## BRIEF
Skip the pictures, please, and write out exactly the lines from the opening of the data through the line containing "const [open, setOpen] = useState(true)".

——

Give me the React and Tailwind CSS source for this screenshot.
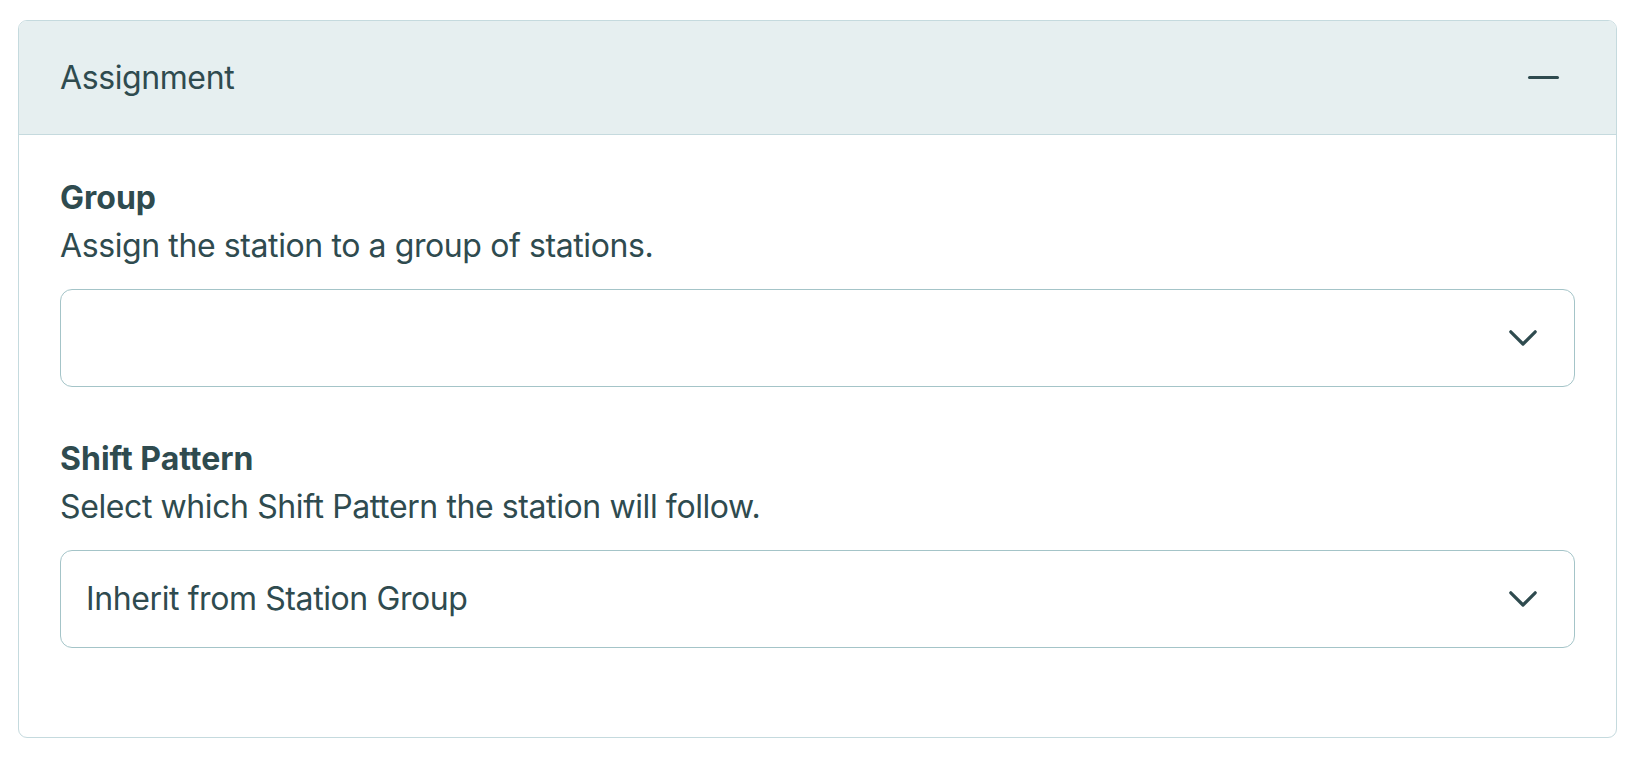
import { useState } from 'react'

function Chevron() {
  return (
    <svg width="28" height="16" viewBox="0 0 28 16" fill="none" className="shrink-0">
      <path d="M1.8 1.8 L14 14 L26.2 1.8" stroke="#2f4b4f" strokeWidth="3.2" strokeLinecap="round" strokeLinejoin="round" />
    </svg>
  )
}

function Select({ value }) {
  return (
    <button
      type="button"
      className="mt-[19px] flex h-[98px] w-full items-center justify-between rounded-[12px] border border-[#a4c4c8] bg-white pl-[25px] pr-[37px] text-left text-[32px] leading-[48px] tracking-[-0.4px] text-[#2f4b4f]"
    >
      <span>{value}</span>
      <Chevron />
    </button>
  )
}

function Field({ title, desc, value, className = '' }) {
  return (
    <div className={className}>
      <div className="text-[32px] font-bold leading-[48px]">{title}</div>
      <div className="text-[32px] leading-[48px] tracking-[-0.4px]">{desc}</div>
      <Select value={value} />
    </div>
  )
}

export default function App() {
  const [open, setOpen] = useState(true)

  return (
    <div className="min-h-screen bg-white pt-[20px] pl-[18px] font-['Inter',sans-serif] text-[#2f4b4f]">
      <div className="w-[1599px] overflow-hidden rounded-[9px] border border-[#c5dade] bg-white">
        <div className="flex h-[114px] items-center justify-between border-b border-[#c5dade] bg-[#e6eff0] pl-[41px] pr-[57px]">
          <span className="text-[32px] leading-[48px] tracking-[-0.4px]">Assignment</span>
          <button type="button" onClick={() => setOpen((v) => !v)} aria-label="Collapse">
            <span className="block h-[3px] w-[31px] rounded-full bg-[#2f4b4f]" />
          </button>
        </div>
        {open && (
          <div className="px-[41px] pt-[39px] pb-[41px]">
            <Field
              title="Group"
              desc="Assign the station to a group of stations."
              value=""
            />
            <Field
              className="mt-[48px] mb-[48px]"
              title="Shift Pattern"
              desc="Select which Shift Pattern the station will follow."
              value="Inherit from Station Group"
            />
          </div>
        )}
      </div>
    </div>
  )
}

——

## SOLUTION FOR THIS EXERCISE
Give me the React and Tailwind CSS source for this screenshot.
import { useState } from 'react'

function Chevron() {
  return (
    <svg width="28" height="16" viewBox="0 0 28 16" fill="none" className="shrink-0">
      <path d="M1.8 1.8 L14 14 L26.2 1.8" stroke="#2f4b4f" strokeWidth="3.2" strokeLinecap="round" strokeLinejoin="round" />
    </svg>
  )
}

function Select({ value }) {
  return (
    <button
      type="button"
      className="mt-[19px] flex h-[98px] w-full items-center justify-between rounded-[12px] border border-[#a4c4c8] bg-white pl-[25px] pr-[37px] text-left text-[32px] leading-[48px] tracking-[-0.4px] text-[#2f4b4f]"
    >
      <span>{value}</span>
      <Chevron />
    </button>
  )
}

function Field({ title, desc, value, className = '' }) {
  return (
    <div className={className}>
      <div className="text-[32px] font-bold leading-[48px]">{title}</div>
      <div className="text-[32px] leading-[48px] tracking-[-0.4px]">{desc}</div>
      <Select value={value} />
    </div>
  )
}

export default function App() {
  const [open, setOpen] = useState(true)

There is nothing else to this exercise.